_Your task_:
Determine the number of lines that contain the word "styles", then state that number and nothing more.
** begin Dataset section **
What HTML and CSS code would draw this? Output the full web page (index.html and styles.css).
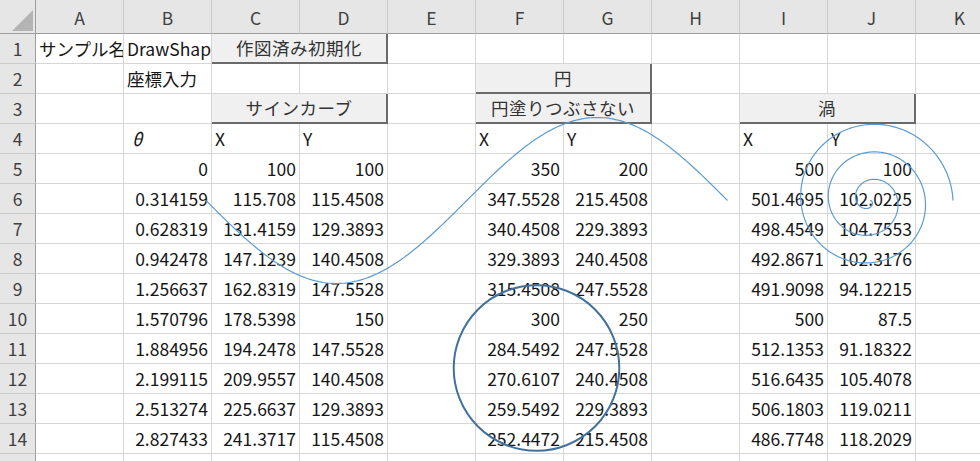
FILE: index.html
```html
<!DOCTYPE html>
<html lang="ja">
<head>
<meta charset="utf-8">
<title>DrawShape</title>
<link rel="stylesheet" href="styles.css">
</head>
<body>
<div class="sheet">
  <div class="corner"></div>
  <div class="ch">A</div><div class="ch">B</div><div class="ch">C</div><div class="ch">D</div><div class="ch">E</div><div class="ch">F</div><div class="ch">G</div><div class="ch">H</div><div class="ch">I</div><div class="ch">J</div><div class="ch">K</div>

  <div class="rh">1</div>
  <div class="c">サンプル名</div><div class="c">DrawShape</div><div class="c"></div><div class="c"></div><div class="c"></div><div class="c"></div><div class="c"></div><div class="c"></div><div class="c"></div>

  <div class="rh">2</div>
  <div class="c"></div><div class="c">座標入力</div><div class="c"></div><div class="c"></div><div class="c"></div><div class="c"></div><div class="c"></div><div class="c"></div><div class="c"></div>

  <div class="rh">3</div>
  <div class="c"></div><div class="c"></div><div class="c"></div><div class="c"></div><div class="c"></div>

  <div class="rh">4</div>
  <div class="c"></div><div class="c theta">θ</div><div class="c">X</div><div class="c">Y</div><div class="c"></div><div class="c">X</div><div class="c">Y</div><div class="c"></div><div class="c">X</div><div class="c">Y</div><div class="c"></div>

  <div class="rh">5</div>
  <div class="c"></div><div class="c n">0</div><div class="c n">100</div><div class="c n">100</div><div class="c"></div><div class="c n">350</div><div class="c n">200</div><div class="c"></div><div class="c n">500</div><div class="c n">100</div><div class="c"></div>

  <div class="rh">6</div>
  <div class="c"></div><div class="c n">0.314159</div><div class="c n">115.708</div><div class="c n">115.4508</div><div class="c"></div><div class="c n">347.5528</div><div class="c n">215.4508</div><div class="c"></div><div class="c n">501.4695</div><div class="c n">102.0225</div><div class="c"></div>

  <div class="rh">7</div>
  <div class="c"></div><div class="c n">0.628319</div><div class="c n">131.4159</div><div class="c n">129.3893</div><div class="c"></div><div class="c n">340.4508</div><div class="c n">229.3893</div><div class="c"></div><div class="c n">498.4549</div><div class="c n">104.7553</div><div class="c"></div>

  <div class="rh">8</div>
  <div class="c"></div><div class="c n">0.942478</div><div class="c n">147.1239</div><div class="c n">140.4508</div><div class="c"></div><div class="c n">329.3893</div><div class="c n">240.4508</div><div class="c"></div><div class="c n">492.8671</div><div class="c n">102.3176</div><div class="c"></div>

  <div class="rh">9</div>
  <div class="c"></div><div class="c n">1.256637</div><div class="c n">162.8319</div><div class="c n">147.5528</div><div class="c"></div><div class="c n">315.4508</div><div class="c n">247.5528</div><div class="c"></div><div class="c n">491.9098</div><div class="c n">94.12215</div><div class="c"></div>

  <div class="rh">10</div>
  <div class="c"></div><div class="c n">1.570796</div><div class="c n">178.5398</div><div class="c n">150</div><div class="c"></div><div class="c n">300</div><div class="c n">250</div><div class="c"></div><div class="c n">500</div><div class="c n">87.5</div><div class="c"></div>

  <div class="rh">11</div>
  <div class="c"></div><div class="c n">1.884956</div><div class="c n">194.2478</div><div class="c n">147.5528</div><div class="c"></div><div class="c n">284.5492</div><div class="c n">247.5528</div><div class="c"></div><div class="c n">512.1353</div><div class="c n">91.18322</div><div class="c"></div>

  <div class="rh">12</div>
  <div class="c"></div><div class="c n">2.199115</div><div class="c n">209.9557</div><div class="c n">140.4508</div><div class="c"></div><div class="c n">270.6107</div><div class="c n">240.4508</div><div class="c"></div><div class="c n">516.6435</div><div class="c n">105.4078</div><div class="c"></div>

  <div class="rh">13</div>
  <div class="c"></div><div class="c n">2.513274</div><div class="c n">225.6637</div><div class="c n">129.3893</div><div class="c"></div><div class="c n">259.5492</div><div class="c n">229.3893</div><div class="c"></div><div class="c n">506.1803</div><div class="c n">119.0211</div><div class="c"></div>

  <div class="rh">14</div>
  <div class="c"></div><div class="c n">2.827433</div><div class="c n">241.3717</div><div class="c n">115.4508</div><div class="c"></div><div class="c n">252.4472</div><div class="c n">215.4508</div><div class="c"></div><div class="c n">486.7748</div><div class="c n">118.2029</div><div class="c"></div>

  <div class="rh"></div>
  <div class="c"></div><div class="c"></div><div class="c"></div><div class="c"></div><div class="c"></div><div class="c"></div><div class="c"></div><div class="c"></div><div class="c"></div><div class="c"></div><div class="c"></div>

  <div class="btn btn-init">作図済み初期化</div>
  <div class="btn btn-circle">円</div>
  <div class="btn btn-sine">サインカーブ</div>
  <div class="btn btn-ring">円塗りつぶさない</div>
  <div class="btn btn-spiral">渦</div>

  <svg class="shapes" width="1004" height="461" viewBox="0 0 1004 461">
    <path id="sine" class="line" d=""/>
    <circle class="ring" cx="536.5" cy="368" r="82.8"/>
    <path id="spiral" class="line" d=""/>
  </svg>
</div>
<script src="script.js"></script>
</body>
</html>
```

FILE: styles.css
```css
html, body {
  margin: 0;
  padding: 0;
  background: #ffffff;
  overflow: hidden;
}

body {
  font-family: "Noto Sans CJK JP", "Noto Sans", sans-serif;
}

.sheet {
  position: relative;
  display: grid;
  grid-template-columns: 36px repeat(11, 88px);
  grid-template-rows: 34px repeat(15, 30px);
  width: 980px;
  height: 461px;
  overflow: hidden;
  font-size: 17.5px;
  color: #161616;
}

.sheet > div {
  box-sizing: border-box;
  overflow: hidden;
  white-space: nowrap;
  line-height: 1;
  display: flex;
  align-items: center;
}

.corner {
  position: relative;
  background: #e6e6e6;
  border-right: 1px solid #9e9e9e;
  border-bottom: 1px solid #9e9e9e;
}

.corner::after {
  content: "";
  position: absolute;
  left: 12px;
  top: 10px;
  width: 21px;
  height: 21px;
  background: #b4b4b4;
  clip-path: polygon(100% 0, 100% 100%, 0 100%);
}

.ch {
  background: #e6e6e6;
  border-right: 1px solid #cacaca;
  border-bottom: 1px solid #9e9e9e;
  justify-content: center;
  color: #404040;
  padding-top: 2px;
}

.rh {
  background: #e6e6e6;
  border-right: 1px solid #9e9e9e;
  border-bottom: 1px solid #cacaca;
  justify-content: center;
  color: #404040;
}

.c {
  border-right: 1px solid #d6d6d6;
  border-bottom: 1px solid #d6d6d6;
  padding: 0 3px;
}

.n {
  justify-content: flex-end;
}

.theta {
  font-style: italic;
  padding-left: 8px;
}

.btn {
  background: #f0f0f0;
  border-right: 2px solid #6a6a6a;
  border-bottom: 2px solid #6a6a6a;
  justify-content: center;
  color: #333333;
  letter-spacing: 0.5px;
}

.btn-init { grid-column: 4 / 6; grid-row: 2; }
.btn-circle { grid-column: 7 / 9; grid-row: 3; }
.btn-sine { grid-column: 4 / 6; grid-row: 4; }
.btn-ring { grid-column: 7 / 9; grid-row: 4; }
.btn-spiral { grid-column: 10 / 12; grid-row: 4; }

.shapes {
  position: absolute;
  left: 0;
  top: 0;
  pointer-events: none;
}

.line {
  fill: none;
  stroke: #5b9bd5;
  stroke-width: 1.2;
}

.ring {
  fill: none;
  stroke: #41719c;
  stroke-width: 2;
}
```

FILE: script.js
```js
(function () {
  var s = [];
  var n = 240, i, t;
  for (i = 0; i <= n; i++) {
    t = 2 * Math.PI * i / n;
    s.push((i ? "L" : "M") + (206 + 83 * t).toFixed(2) + " " + (200.5 + 83 * Math.sin(t)).toFixed(2));
  }
  document.getElementById("sine").setAttribute("d", s.join(" "));

  var p = [];
  var m = 720, r;
  for (i = 0; i <= m; i++) {
    t = 6 * Math.PI * i / m;
    r = 4.404 * t;
    p.push((i ? "L" : "M") + (870 + r * Math.cos(t)).toFixed(2) + " " + (200.5 + r * Math.sin(t)).toFixed(2));
  }
  document.getElementById("spiral").setAttribute("d", p.join(" "));
})();
```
** end Dataset section **
_The response_:
3